St. Paul Public Schools’ $125,000 Campaign for Referendum Vote Sparks Discussion
On Election Day, a majority of St. Paul voters approved a special school district tax levy that will cost some $37 million per year for the next decade, adjusted annually for inflation. This significant investment in the school district’s future has raised questions about the campaign efforts that led to its approval.
To help convince residents to vote on the $1,073-per-student tax levy, St. Paul Public Schools hired a consultant known for promoting public education and public health organizations, printed its own lawn signs, recruited student volunteers to record robo-call messages, and filmed campaign-like YouTube testimonials featuring parents, students, and teachers. The school district effort — which cost taxpayers about $125,000 — rolled out on top of and separately from independent expenditures in direct support of the levy, by the “Vote Yes for Strong Schools” campaign led by parents and staffers.
Understanding the Guidelines
Officially, school districts are not allowed to spend district funds to promote a ‘Yes’ vote on referendums, according to the state Attorney General’s Office, but they are required to send out mailers laying out how much money will be raised by the levy and what it will be spent on. School district officials have said they conferred with in-house general counsel and the Minnesota School Boards Association on their additional efforts, such as robo-calls and yard signs printed on school district printers, to make sure they had complied with the letter of state law.
About $48,000, or more than a third of their $125,000 in expenditures, were spent on the requisite mailers. “Protect their future,” read the school district lawn signs and levy literature. “Invest in our community.” The attorney general has ruled that school boards may spend “reasonable amounts” of district funds to “impartially place pertinent facts” before voters, according to the Minnesota School Boards Association. St. Paul Public Schools currently has a budget of approximately $1 billion.
“And so when you think of $126,000, it’s money and I get that,” said SPPS Superintendent Stacie Stanley. “It’s not 10%, it’s not 50%, it’s not 70% of the budget.” The district’s informational campaign was about ensuring residents have the information they need to make an informed decision when they vote, and no “Vote Yes” materials were distributed by the district, officials said.
Reaching the Community
School districts and other public agencies are allowed to distribute factual, impartial information on a levy, such as the size of a levy proposal and how the money will be spent. By statute, districts must send voters a mailer with those details. The school board determines what a reasonable amount of money would be to spend on informing voters.

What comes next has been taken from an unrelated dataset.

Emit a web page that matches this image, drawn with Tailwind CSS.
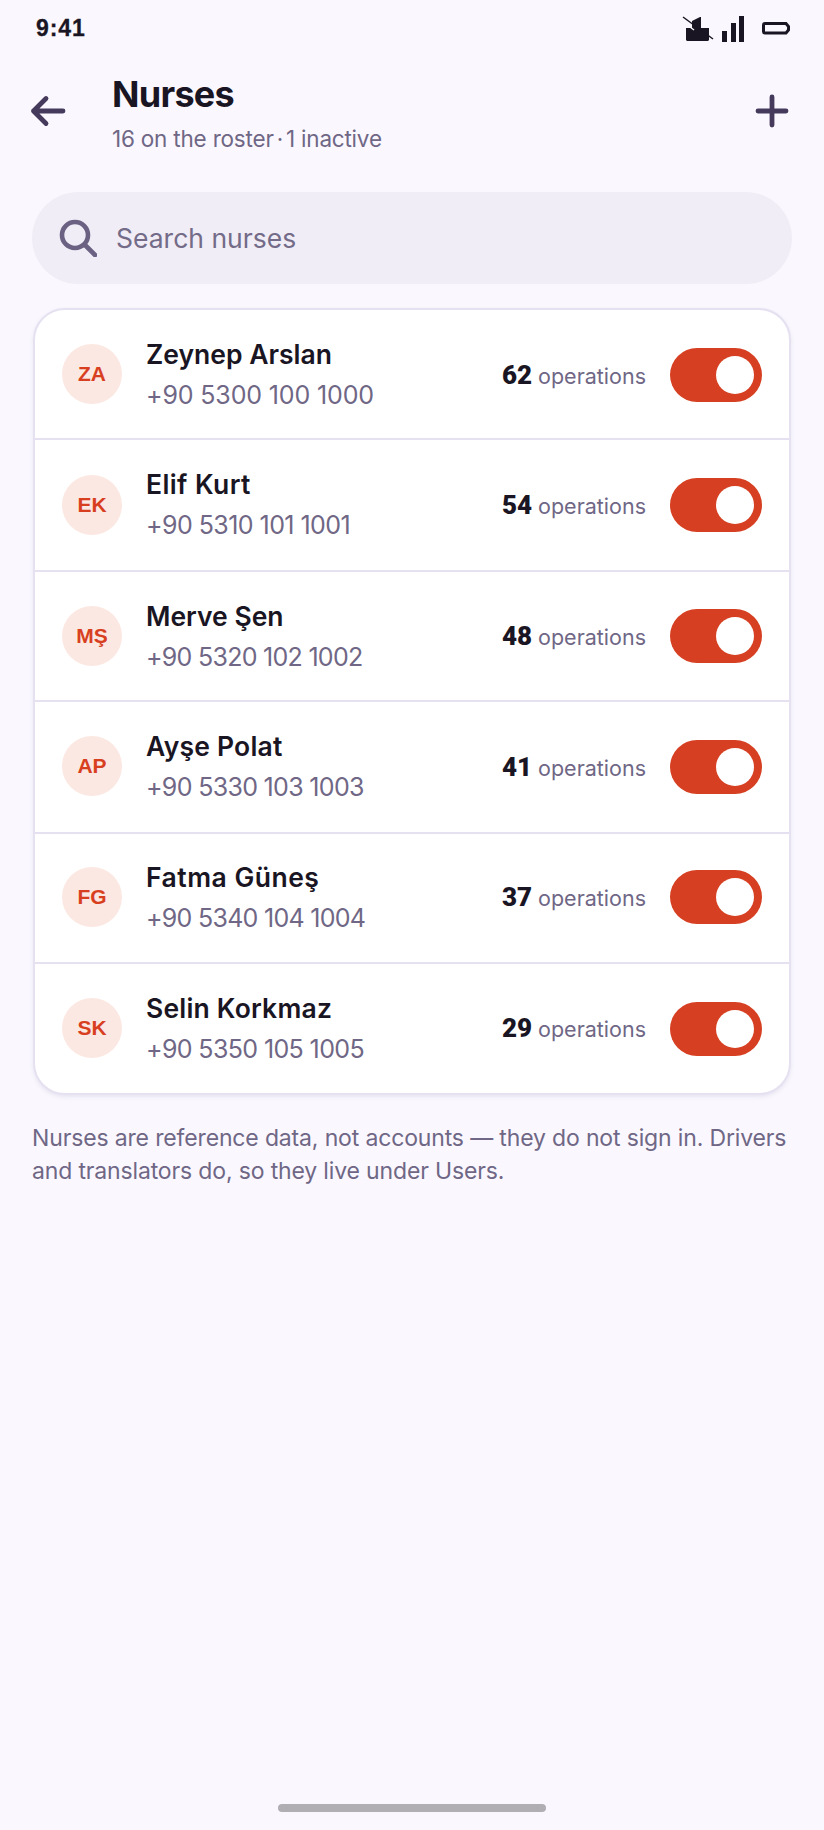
<!DOCTYPE html>
<html lang="en">
<head>
    <meta charset="UTF-8">
    <meta name="viewport" content="width=device-width, initial-scale=1.0">
    <title>Nurses</title>
    <script src="https://cdn.jsdelivr.net/npm/@tailwindcss/browser@4"></script>
</head>
<body class="bg-[#faf8fe] font-['Inter',sans-serif] text-[#1a1523]">
<div class="relative w-[824px] h-[1830px] overflow-hidden">
    <!-- status bar -->
    <div class="h-[56px] pl-[36px] pr-[30px] flex items-center justify-between">
        <span class="font-['Liberation_Sans',sans-serif] font-bold text-[23px] leading-none tracking-[0.9px] [-webkit-text-stroke:0.3px_#1a1523]">9:41</span>
        <svg class="w-[110px] h-[30px] overflow-visible" viewBox="0 0 110 30" fill="#1a1523">
            <path d="M8 8 16 4h1v11h8v12l-1 1H3l-1-1V15h6z"/>
            <path d="M-2 8 10 17" stroke="#faf8fe" stroke-width="1.4"/>
            <path d="M-1 4 29 26" stroke="#1a1523" stroke-width="1.5"/>
            <rect x="38" y="18" width="5" height="11"/>
            <rect x="47" y="10" width="5" height="19"/>
            <rect x="55" y="3" width="5" height="26"/>
            <path d="M79.5 12a1.5 1.5 0 0 1 1.5-1.500h21l2.500 3v3.500l-2.500 3H81a1.500 1.500 0 0 1-1.500-1.500z" fill="none" stroke="#1a1523" stroke-width="3"/>
        </svg>
    </div>

    <!-- header -->
    <div class="h-[112px] pl-[30px] pr-[35px] flex items-center">
        <svg class="w-[36px] h-[32px] mt-[-2px]" viewBox="0 0 36 32" fill="none" stroke="#453a5c" stroke-width="4.800" stroke-linecap="round" stroke-linejoin="round">
            <path d="M33 16H3.500M16 3.500 3.500 16 16 28.500"/>
        </svg>
        <div class="ml-[46px] flex-1 mt-[3px]">
            <h1 class="text-[36px] leading-[40px] font-bold tracking-[-0.7px]">Nurses</h1>
            <p class="text-[22.500px] leading-[30px] mt-[10px] tracking-[-0.2px] text-[#6f6785]">16 on the roster<span class="mx-[3px]">·</span>1 inactive</p>
        </div>
        <svg class="w-[34px] h-[34px] mt-[-2px]" viewBox="0 0 34 34" fill="none" stroke="#453a5c" stroke-width="4.800" stroke-linecap="round">
            <path d="M17 3v28M3 17h28"/>
        </svg>
    </div>

    <!-- search -->
    <div class="mx-[32px] mt-[24px] h-[92px] rounded-[46px] bg-[#f0edf6] flex items-center pl-[27px]">
        <svg class="w-[38px] h-[38px]" viewBox="0 0 38 38" fill="none" stroke="#6b6183" stroke-width="4.600" stroke-linecap="round">
            <circle cx="16" cy="16" r="13"/>
            <path d="M26 26l10 10"/>
        </svg>
        <span class="ml-[19px] mt-[2px] text-[26.500px] text-[#736b88]">Search nurses</span>
    </div>

    <!-- nurses list -->
    <div class="mx-[33px] mt-[24px] bg-white border-2 border-[#e6e1f1] rounded-[32px] shadow-[0_2px_4px_rgba(70,50,120,0.1)] overflow-hidden">
        <div class="h-[130px] pl-[27px] pr-[27px] pt-[2px] flex items-center border-b-2 border-[#e6e1f1]">
            <div class="w-[60px] h-[60px] mt-[-2px] rounded-full bg-[#fce8e2] flex items-center justify-center font-['Liberation_Sans',sans-serif] font-bold text-[21px] text-[#d83f21]">ZA</div>
            <div class="ml-[24px] flex-1 mt-[-2px]">
                <div class="text-[26.500px] leading-[36px] font-semibold">Zeynep Arslan</div>
                <div class="text-[25px] leading-[36px] mt-[5px] tracking-[-0.14px] text-[#6f6785]">+90 5300 100 1000</div>
            </div>
            <span class="font-['Roboto',sans-serif] font-black text-[26px]">62</span>
            <span class="ml-[6px] mt-[2px] text-[21.500px] text-[#6f6785]">operations</span>
            <div class="ml-[24px] w-[92px] h-[54px] rounded-full bg-[#d63f21] flex items-center justify-end pr-[8px]"><div class="w-[38px] h-[38px] rounded-full bg-white"></div></div>
        </div>
        <div class="h-[132px] pl-[27px] pr-[27px] flex items-center border-b-2 border-[#e6e1f1]">
            <div class="w-[60px] h-[60px] rounded-full bg-[#fce8e2] flex items-center justify-center font-['Liberation_Sans',sans-serif] font-bold text-[21px] text-[#d83f21]">EK</div>
            <div class="ml-[24px] flex-1 mt-[-2px]">
                <div class="text-[26.500px] leading-[36px] font-semibold tracking-[0.4px]">Elif Kurt</div>
                <div class="text-[25px] leading-[36px] mt-[5px] tracking-[-0.55px] text-[#6f6785]">+90 5310 101 1001</div>
            </div>
            <span class="font-['Roboto',sans-serif] font-black text-[26px]">54</span>
            <span class="ml-[6px] mt-[2px] text-[21.500px] text-[#6f6785]">operations</span>
            <div class="ml-[24px] w-[92px] h-[54px] rounded-full bg-[#d63f21] flex items-center justify-end pr-[8px]"><div class="w-[38px] h-[38px] rounded-full bg-white"></div></div>
        </div>
        <div class="h-[130px] pl-[27px] pr-[27px] flex items-center border-b-2 border-[#e6e1f1]">
            <div class="w-[60px] h-[60px] rounded-full bg-[#fce8e2] flex items-center justify-center font-['Liberation_Sans',sans-serif] font-bold text-[21px] text-[#d83f21]">MŞ</div>
            <div class="ml-[24px] flex-1">
                <div class="text-[26.500px] leading-[36px] font-semibold">Merve Şen</div>
                <div class="text-[25px] leading-[36px] mt-[5px] tracking-[-0.72px] text-[#6f6785]">+90 5320 102 1002</div>
            </div>
            <span class="font-['Roboto',sans-serif] font-black text-[26px]">48</span>
            <span class="ml-[6px] mt-[2px] text-[21.500px] text-[#6f6785]">operations</span>
            <div class="ml-[24px] w-[92px] h-[54px] rounded-full bg-[#d63f21] flex items-center justify-end pr-[8px]"><div class="w-[38px] h-[38px] rounded-full bg-white"></div></div>
        </div>
        <div class="h-[132px] pl-[27px] pr-[27px] flex items-center border-b-2 border-[#e6e1f1]">
            <div class="w-[60px] h-[60px] mt-[-2px] rounded-full bg-[#fce8e2] flex items-center justify-center font-['Liberation_Sans',sans-serif] font-bold text-[21px] text-[#d83f21]">AP</div>
            <div class="ml-[24px] flex-1 mt-[-2px]">
                <div class="text-[26.500px] leading-[36px] font-semibold tracking-[0.2px]">Ayşe Polat</div>
                <div class="text-[25px] leading-[36px] mt-[5px] tracking-[-0.68px] text-[#6f6785]">+90 5330 103 1003</div>
            </div>
            <span class="font-['Roboto',sans-serif] font-black text-[26px]">41</span>
            <span class="ml-[6px] mt-[2px] text-[21.500px] text-[#6f6785]">operations</span>
            <div class="ml-[24px] w-[92px] h-[54px] rounded-full bg-[#d63f21] flex items-center justify-end pr-[8px]"><div class="w-[38px] h-[38px] rounded-full bg-white"></div></div>
        </div>
        <div class="h-[130px] pl-[27px] pr-[27px] pb-[2px] flex items-center border-b-2 border-[#e6e1f1]">
            <div class="w-[60px] h-[60px] rounded-full bg-[#fce8e2] flex items-center justify-center font-['Liberation_Sans',sans-serif] font-bold text-[21px] text-[#d83f21]">FG</div>
            <div class="ml-[24px] flex-1">
                <div class="text-[26.500px] leading-[36px] font-semibold tracking-[0.5px]">Fatma Güneş</div>
                <div class="text-[25px] leading-[36px] mt-[5px] tracking-[-0.72px] text-[#6f6785]">+90 5340 104 1004</div>
            </div>
            <span class="font-['Roboto',sans-serif] font-black text-[26px]">37</span>
            <span class="ml-[6px] mt-[2px] text-[21.500px] text-[#6f6785]">operations</span>
            <div class="ml-[24px] w-[92px] h-[54px] rounded-full bg-[#d63f21] flex items-center justify-end pr-[8px]"><div class="w-[38px] h-[38px] rounded-full bg-white"></div></div>
        </div>
        <div class="h-[129px] pl-[27px] pr-[27px] flex items-center">
            <div class="w-[60px] h-[60px] mt-[-2px] rounded-full bg-[#fce8e2] flex items-center justify-center font-['Liberation_Sans',sans-serif] font-bold text-[21px] text-[#d83f21]">SK</div>
            <div class="ml-[24px] flex-1">
                <div class="text-[26.500px] leading-[36px] font-semibold tracking-[0.2px]">Selin Korkmaz</div>
                <div class="text-[25px] leading-[36px] mt-[5px] tracking-[-0.62px] text-[#6f6785]">+90 5350 105 1005</div>
            </div>
            <span class="font-['Roboto',sans-serif] font-black text-[26px]">29</span>
            <span class="ml-[6px] mt-[2px] text-[21.500px] text-[#6f6785]">operations</span>
            <div class="ml-[24px] w-[92px] h-[54px] rounded-full bg-[#d63f21] flex items-center justify-end pr-[8px]"><div class="w-[38px] h-[38px] rounded-full bg-white"></div></div>
        </div>
    </div>

    <p class="mx-[32px] mt-[27px] text-[23px] leading-[33px] tracking-[-0.15px] text-[#6f6785]">Nurses are reference data, not accounts — they do not sign in. Drivers and translators do, so they live under Users.</p>

    <!-- home indicator -->
    <div class="absolute left-[278px] bottom-[18px] w-[268px] h-[8px] rounded-[4px] bg-[#b0aeb3]"></div>
</div>
</body>
</html>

A total of $124,791 was spent on referendum activities, including mailers, yard signs, radio and television ads, supplemental pay for teachers featured in materials, and a consultant. Some funds went for advertising the referendum on TV channels or radio stations targeting Hmong, Somali, and Spanish-speaking residents. “We have to really be culturally responsive about how we’re reaching out and it requires translations, it requires more than just community meetings,” Stanley said.
Stanley and other district staff also spent time getting the word out on the referendum, attending Rondo Days, Hmong International Freedom Festival, and presenting to the Midway Chamber of Commerce, St. Paul College, and the African American Leadership Council, among others. “So we were going to make certain that our major groups of individuals, that we had outreached to them,” Stanley said.
Statewide Context
Statewide, 45 school districts had operating levy referendums on the ballot this year. Of those, 31 were approved by voters. The amount of money per-pupil provided by the approved levies ranged from $275 to $2,700. The highest per-pupil amount was approved for Granada Huntley-East Chain Public Schools in Martin County.
Tom Sager, the district’s executive chief of financial services, estimates that around 80% of levy funds will go toward district wages based on how district revenue is typically distributed. Around 8% of the district’s budget goes to administrative services. “And the interesting thing about that 8% … we compare and pressure test that against well, what else is that — what are other people spending? And we’re actually below the state average in other districts like us in that administrative support,” Sager said.